Material provided:
--------------------

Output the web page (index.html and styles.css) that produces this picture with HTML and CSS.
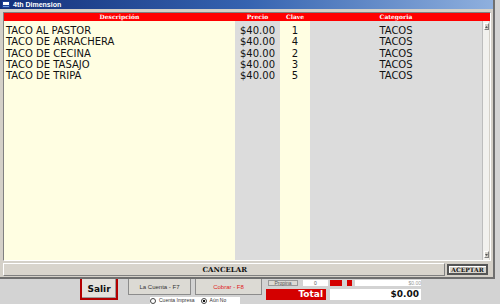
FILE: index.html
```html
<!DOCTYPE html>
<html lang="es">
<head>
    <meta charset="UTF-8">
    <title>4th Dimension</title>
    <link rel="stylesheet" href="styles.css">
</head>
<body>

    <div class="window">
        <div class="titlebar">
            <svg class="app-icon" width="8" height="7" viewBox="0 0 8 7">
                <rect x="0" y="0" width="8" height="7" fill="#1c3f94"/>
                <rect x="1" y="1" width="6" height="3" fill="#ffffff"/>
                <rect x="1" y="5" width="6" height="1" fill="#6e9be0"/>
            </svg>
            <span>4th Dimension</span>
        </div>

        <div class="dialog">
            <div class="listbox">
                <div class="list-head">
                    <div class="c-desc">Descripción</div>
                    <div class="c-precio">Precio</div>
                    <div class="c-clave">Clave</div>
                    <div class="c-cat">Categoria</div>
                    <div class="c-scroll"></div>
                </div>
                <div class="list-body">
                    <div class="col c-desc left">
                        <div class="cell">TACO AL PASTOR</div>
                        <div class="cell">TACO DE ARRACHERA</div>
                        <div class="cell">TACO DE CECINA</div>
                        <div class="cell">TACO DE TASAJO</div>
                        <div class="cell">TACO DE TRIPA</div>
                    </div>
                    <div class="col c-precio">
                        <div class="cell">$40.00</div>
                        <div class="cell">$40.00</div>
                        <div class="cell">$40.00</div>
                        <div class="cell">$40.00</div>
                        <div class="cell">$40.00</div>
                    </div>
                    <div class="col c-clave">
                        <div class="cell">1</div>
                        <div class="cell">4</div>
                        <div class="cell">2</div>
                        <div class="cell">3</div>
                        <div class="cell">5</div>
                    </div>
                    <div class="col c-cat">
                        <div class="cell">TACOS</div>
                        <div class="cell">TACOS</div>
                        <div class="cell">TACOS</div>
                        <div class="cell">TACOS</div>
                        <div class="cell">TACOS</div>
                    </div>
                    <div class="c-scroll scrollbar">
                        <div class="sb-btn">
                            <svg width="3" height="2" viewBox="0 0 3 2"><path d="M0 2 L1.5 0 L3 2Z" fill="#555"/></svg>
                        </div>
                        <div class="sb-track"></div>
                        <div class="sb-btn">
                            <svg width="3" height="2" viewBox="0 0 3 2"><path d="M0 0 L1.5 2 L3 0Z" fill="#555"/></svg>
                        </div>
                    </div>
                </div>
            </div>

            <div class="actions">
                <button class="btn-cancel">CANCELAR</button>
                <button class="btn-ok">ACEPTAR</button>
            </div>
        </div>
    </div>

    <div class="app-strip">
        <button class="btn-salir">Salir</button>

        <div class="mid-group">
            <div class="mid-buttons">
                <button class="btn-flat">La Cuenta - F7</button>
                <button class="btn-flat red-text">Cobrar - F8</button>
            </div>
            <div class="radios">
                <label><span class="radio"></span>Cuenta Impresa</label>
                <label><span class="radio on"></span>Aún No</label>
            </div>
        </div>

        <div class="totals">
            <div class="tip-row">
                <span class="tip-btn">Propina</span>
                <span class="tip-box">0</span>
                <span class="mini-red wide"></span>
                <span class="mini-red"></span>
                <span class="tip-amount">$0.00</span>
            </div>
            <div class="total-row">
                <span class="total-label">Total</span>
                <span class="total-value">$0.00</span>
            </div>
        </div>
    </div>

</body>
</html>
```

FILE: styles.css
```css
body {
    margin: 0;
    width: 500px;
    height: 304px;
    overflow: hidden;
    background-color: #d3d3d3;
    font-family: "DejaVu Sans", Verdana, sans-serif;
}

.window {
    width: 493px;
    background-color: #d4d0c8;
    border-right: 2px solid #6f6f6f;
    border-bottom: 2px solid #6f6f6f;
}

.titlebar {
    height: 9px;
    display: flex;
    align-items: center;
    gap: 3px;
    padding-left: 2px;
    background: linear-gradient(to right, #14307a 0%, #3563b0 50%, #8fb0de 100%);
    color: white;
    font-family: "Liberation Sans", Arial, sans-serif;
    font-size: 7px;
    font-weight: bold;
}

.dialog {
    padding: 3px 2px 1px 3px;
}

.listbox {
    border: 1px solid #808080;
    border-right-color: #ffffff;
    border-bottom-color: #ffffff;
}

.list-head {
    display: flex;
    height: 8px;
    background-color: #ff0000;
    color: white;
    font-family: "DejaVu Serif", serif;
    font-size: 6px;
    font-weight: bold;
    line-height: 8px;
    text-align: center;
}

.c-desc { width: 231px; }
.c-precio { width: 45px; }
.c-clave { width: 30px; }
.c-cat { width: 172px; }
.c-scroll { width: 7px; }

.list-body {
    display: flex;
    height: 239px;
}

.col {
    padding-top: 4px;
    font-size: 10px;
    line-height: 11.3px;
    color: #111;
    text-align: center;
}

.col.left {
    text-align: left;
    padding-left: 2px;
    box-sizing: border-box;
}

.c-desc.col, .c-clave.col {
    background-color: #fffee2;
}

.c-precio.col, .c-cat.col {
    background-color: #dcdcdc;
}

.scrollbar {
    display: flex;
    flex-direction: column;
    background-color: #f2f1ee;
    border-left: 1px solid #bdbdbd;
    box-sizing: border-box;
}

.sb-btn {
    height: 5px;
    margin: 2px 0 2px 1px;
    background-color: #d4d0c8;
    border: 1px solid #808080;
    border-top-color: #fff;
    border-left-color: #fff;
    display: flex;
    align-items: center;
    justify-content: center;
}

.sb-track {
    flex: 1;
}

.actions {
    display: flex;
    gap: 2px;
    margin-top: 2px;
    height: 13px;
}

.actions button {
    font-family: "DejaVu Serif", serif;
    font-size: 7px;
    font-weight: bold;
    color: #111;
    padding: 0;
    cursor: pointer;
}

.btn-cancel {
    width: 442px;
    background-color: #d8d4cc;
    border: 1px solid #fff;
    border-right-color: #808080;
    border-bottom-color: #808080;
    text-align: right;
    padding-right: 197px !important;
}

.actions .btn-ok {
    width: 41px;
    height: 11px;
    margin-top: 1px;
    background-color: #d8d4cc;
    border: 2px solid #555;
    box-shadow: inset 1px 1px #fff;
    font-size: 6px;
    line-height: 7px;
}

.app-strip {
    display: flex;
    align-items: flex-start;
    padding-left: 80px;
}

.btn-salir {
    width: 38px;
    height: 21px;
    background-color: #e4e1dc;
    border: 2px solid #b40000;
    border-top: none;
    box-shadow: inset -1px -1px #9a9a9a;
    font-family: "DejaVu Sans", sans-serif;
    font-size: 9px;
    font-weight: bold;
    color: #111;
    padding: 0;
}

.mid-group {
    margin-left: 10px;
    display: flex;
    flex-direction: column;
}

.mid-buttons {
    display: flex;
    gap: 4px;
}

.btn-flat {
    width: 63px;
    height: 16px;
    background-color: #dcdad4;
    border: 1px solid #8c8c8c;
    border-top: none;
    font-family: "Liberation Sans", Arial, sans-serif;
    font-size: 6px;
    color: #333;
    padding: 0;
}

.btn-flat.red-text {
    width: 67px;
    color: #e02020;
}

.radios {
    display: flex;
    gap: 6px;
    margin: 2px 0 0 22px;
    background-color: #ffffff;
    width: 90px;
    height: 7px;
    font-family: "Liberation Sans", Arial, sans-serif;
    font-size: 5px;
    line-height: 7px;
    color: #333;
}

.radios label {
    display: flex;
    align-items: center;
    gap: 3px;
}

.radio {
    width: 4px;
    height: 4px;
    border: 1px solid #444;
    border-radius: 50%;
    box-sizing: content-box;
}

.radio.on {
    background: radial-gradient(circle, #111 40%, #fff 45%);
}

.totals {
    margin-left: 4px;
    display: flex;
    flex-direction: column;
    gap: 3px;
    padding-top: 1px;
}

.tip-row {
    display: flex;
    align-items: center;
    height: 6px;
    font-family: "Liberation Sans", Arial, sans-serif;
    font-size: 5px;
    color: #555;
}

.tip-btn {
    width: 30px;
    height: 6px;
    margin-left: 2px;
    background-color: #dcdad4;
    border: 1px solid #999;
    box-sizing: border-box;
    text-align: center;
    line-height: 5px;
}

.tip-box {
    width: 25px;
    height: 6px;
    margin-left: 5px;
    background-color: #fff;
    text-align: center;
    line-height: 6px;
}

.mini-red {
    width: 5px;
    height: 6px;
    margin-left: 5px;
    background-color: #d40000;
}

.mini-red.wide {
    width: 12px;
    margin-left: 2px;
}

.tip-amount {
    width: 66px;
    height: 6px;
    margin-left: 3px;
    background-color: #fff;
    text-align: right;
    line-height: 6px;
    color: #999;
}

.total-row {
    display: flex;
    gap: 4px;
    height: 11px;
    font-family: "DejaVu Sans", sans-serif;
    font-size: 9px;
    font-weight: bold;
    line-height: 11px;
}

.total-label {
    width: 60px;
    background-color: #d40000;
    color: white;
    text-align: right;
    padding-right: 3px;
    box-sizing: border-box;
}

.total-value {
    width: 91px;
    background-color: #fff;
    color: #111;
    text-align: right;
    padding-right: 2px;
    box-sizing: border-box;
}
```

--------------------

Given problem:
Copy out every line holding the string "index".

Full solution:
Output the web page (index.html and styles.css) that produces this picture with HTML and CSS.
FILE: index.html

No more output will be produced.